> _Exercise_: Keep only the lines of the data below that contain "Tailwind", and copy them.

> _Data provided_:
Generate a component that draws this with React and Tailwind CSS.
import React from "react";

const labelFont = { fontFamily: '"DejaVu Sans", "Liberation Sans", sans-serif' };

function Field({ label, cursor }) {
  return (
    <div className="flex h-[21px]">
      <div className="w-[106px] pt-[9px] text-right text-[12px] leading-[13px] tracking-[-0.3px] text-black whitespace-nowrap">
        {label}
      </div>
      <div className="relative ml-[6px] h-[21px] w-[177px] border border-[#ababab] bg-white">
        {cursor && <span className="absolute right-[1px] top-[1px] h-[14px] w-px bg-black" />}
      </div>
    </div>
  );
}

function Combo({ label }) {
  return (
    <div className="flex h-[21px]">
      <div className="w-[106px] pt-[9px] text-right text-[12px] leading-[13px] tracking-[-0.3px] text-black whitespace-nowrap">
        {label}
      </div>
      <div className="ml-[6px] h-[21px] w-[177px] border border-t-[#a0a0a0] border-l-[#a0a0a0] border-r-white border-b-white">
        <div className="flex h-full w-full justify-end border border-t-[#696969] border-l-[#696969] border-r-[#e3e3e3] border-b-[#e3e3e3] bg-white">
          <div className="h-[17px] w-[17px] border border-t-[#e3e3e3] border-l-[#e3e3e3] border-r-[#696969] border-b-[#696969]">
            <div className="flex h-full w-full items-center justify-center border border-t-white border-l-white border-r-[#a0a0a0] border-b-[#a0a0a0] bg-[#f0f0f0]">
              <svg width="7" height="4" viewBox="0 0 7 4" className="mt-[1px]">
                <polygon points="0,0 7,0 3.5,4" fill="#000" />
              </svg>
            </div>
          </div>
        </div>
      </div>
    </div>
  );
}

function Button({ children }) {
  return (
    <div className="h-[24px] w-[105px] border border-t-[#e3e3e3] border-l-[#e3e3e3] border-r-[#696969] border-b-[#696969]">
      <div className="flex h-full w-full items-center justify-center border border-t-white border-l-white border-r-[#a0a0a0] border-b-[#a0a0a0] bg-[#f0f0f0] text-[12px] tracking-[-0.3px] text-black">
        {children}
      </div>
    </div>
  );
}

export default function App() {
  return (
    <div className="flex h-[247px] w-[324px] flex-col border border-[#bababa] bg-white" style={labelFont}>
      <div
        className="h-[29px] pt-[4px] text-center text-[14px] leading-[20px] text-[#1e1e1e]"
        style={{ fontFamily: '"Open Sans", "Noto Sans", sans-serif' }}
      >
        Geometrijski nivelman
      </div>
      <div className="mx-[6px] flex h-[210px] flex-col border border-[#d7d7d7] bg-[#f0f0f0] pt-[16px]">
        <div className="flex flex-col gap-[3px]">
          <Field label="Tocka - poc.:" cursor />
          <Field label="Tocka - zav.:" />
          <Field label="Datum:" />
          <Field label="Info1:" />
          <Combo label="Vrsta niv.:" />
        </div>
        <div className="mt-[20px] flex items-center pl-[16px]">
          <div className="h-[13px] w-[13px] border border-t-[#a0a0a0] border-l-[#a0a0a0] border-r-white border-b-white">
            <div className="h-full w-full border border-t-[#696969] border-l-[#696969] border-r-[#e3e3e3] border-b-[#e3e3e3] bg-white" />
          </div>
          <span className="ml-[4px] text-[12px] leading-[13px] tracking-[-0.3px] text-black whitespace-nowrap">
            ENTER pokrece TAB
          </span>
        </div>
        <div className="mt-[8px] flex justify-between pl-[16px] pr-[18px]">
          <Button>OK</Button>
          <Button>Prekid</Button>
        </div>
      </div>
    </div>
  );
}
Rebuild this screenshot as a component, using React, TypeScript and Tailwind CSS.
---
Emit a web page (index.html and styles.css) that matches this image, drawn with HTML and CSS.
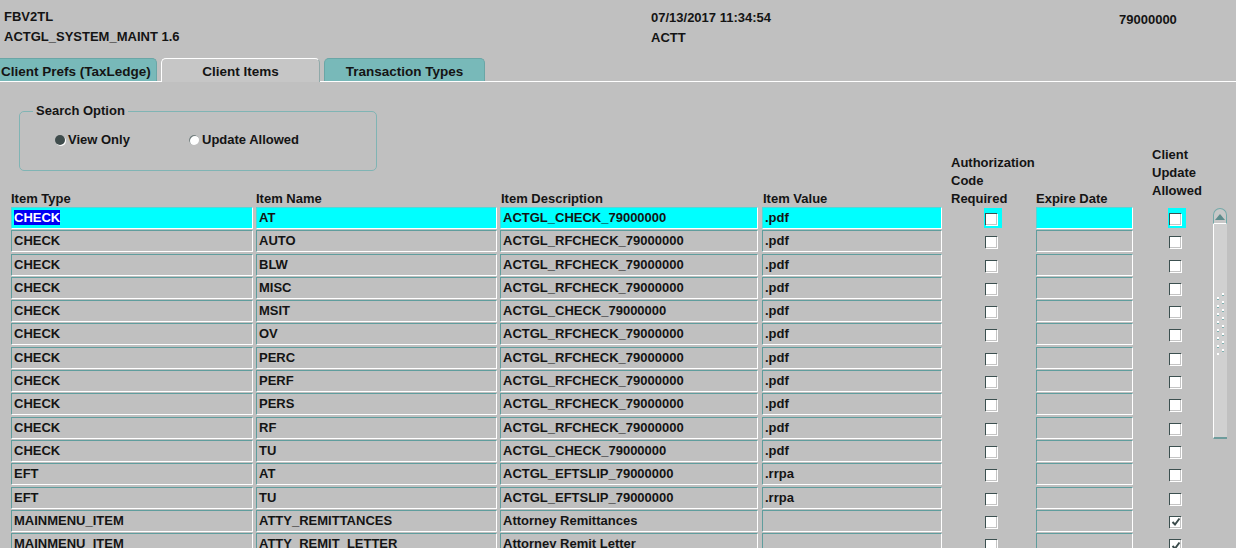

> _Reply_:
Generate a component that draws this with React and Tailwind CSS.
Rebuild this screenshot as a component, using React, TypeScript and Tailwind CSS.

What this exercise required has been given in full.